Start of DATA IN THIS EXERCISE

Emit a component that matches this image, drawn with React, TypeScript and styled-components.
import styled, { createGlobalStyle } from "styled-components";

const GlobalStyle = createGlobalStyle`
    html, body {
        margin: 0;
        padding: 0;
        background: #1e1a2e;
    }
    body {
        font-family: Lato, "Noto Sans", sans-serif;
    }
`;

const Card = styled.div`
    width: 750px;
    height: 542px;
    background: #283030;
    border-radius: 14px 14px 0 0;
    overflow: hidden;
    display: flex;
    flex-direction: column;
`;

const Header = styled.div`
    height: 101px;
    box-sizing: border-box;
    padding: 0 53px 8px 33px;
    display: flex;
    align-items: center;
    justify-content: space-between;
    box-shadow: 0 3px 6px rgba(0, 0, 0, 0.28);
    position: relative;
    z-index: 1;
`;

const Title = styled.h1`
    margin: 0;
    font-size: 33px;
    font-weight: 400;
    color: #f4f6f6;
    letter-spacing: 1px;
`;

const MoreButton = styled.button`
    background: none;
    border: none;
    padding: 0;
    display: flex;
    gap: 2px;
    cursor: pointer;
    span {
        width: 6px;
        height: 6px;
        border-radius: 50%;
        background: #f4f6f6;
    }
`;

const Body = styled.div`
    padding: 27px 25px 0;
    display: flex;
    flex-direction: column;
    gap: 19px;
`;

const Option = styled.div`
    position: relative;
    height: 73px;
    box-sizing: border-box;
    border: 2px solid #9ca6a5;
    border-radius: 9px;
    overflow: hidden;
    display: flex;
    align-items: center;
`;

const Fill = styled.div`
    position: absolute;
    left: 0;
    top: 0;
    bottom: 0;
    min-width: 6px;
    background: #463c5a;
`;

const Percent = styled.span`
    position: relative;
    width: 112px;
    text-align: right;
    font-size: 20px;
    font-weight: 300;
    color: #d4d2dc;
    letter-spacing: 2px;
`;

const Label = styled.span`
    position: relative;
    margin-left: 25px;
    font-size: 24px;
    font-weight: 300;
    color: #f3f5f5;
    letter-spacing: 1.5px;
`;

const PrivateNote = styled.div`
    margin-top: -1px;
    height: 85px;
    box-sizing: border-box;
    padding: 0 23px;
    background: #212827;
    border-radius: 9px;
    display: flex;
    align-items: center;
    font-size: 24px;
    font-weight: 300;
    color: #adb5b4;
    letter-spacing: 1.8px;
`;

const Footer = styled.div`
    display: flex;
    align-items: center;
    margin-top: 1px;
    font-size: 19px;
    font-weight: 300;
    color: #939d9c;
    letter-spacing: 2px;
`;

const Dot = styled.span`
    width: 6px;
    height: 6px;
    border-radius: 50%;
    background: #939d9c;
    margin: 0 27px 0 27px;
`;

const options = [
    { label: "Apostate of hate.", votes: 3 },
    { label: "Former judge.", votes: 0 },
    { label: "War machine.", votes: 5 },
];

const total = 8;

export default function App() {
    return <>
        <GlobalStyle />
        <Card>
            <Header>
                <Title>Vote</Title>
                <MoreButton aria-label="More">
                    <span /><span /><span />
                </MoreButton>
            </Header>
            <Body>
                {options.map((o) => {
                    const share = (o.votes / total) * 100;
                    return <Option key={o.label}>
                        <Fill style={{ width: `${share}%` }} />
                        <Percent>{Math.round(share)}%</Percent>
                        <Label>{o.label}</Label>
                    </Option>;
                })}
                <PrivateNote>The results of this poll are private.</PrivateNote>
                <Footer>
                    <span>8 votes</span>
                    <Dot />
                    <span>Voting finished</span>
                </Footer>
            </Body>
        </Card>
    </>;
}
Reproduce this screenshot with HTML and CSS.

End of DATA IN THIS EXERCISE

● **EXERCISE BRIEF**
Reproduce the complete set of lines precisely as supplied.

● **CORRECT RESPONSE**
Emit a component that matches this image, drawn with React, TypeScript and styled-components.
import styled, { createGlobalStyle } from "styled-components";

const GlobalStyle = createGlobalStyle`
    html, body {
        margin: 0;
        padding: 0;
        background: #1e1a2e;
    }
    body {
        font-family: Lato, "Noto Sans", sans-serif;
    }
`;

const Card = styled.div`
    width: 750px;
    height: 542px;
    background: #283030;
    border-radius: 14px 14px 0 0;
    overflow: hidden;
    display: flex;
    flex-direction: column;
`;

const Header = styled.div`
    height: 101px;
    box-sizing: border-box;
    padding: 0 53px 8px 33px;
    display: flex;
    align-items: center;
    justify-content: space-between;
    box-shadow: 0 3px 6px rgba(0, 0, 0, 0.28);
    position: relative;
    z-index: 1;
`;

const Title = styled.h1`
    margin: 0;
    font-size: 33px;
    font-weight: 400;
    color: #f4f6f6;
    letter-spacing: 1px;
`;

const MoreButton = styled.button`
    background: none;
    border: none;
    padding: 0;
    display: flex;
    gap: 2px;
    cursor: pointer;
    span {
        width: 6px;
        height: 6px;
        border-radius: 50%;
        background: #f4f6f6;
    }
`;

const Body = styled.div`
    padding: 27px 25px 0;
    display: flex;
    flex-direction: column;
    gap: 19px;
`;

const Option = styled.div`
    position: relative;
    height: 73px;
    box-sizing: border-box;
    border: 2px solid #9ca6a5;
    border-radius: 9px;
    overflow: hidden;
    display: flex;
    align-items: center;
`;

const Fill = styled.div`
    position: absolute;
    left: 0;
    top: 0;
    bottom: 0;
    min-width: 6px;
    background: #463c5a;
`;

const Percent = styled.span`
    position: relative;
    width: 112px;
    text-align: right;
    font-size: 20px;
    font-weight: 300;
    color: #d4d2dc;
    letter-spacing: 2px;
`;

const Label = styled.span`
    position: relative;
    margin-left: 25px;
    font-size: 24px;
    font-weight: 300;
    color: #f3f5f5;
    letter-spacing: 1.5px;
`;

const PrivateNote = styled.div`
    margin-top: -1px;
    height: 85px;
    box-sizing: border-box;
    padding: 0 23px;
    background: #212827;
    border-radius: 9px;
    display: flex;
    align-items: center;
    font-size: 24px;
    font-weight: 300;
    color: #adb5b4;
    letter-spacing: 1.8px;
`;

const Footer = styled.div`
    display: flex;
    align-items: center;
    margin-top: 1px;
    font-size: 19px;
    font-weight: 300;
    color: #939d9c;
    letter-spacing: 2px;
`;

const Dot = styled.span`
    width: 6px;
    height: 6px;
    border-radius: 50%;
    background: #939d9c;
    margin: 0 27px 0 27px;
`;

const options = [
    { label: "Apostate of hate.", votes: 3 },
    { label: "Former judge.", votes: 0 },
    { label: "War machine.", votes: 5 },
];

const total = 8;

export default function App() {
    return <>
        <GlobalStyle />
        <Card>
            <Header>
                <Title>Vote</Title>
                <MoreButton aria-label="More">
                    <span /><span /><span />
                </MoreButton>
            </Header>
            <Body>
                {options.map((o) => {
                    const share = (o.votes / total) * 100;
                    return <Option key={o.label}>
                        <Fill style={{ width: `${share}%` }} />
                        <Percent>{Math.round(share)}%</Percent>
                        <Label>{o.label}</Label>
                    </Option>;
                })}
                <PrivateNote>The results of this poll are private.</PrivateNote>
                <Footer>
                    <span>8 votes</span>
                    <Dot />
                    <span>Voting finished</span>
                </Footer>
            </Body>
        </Card>
    </>;
}
Reproduce this screenshot with HTML and CSS.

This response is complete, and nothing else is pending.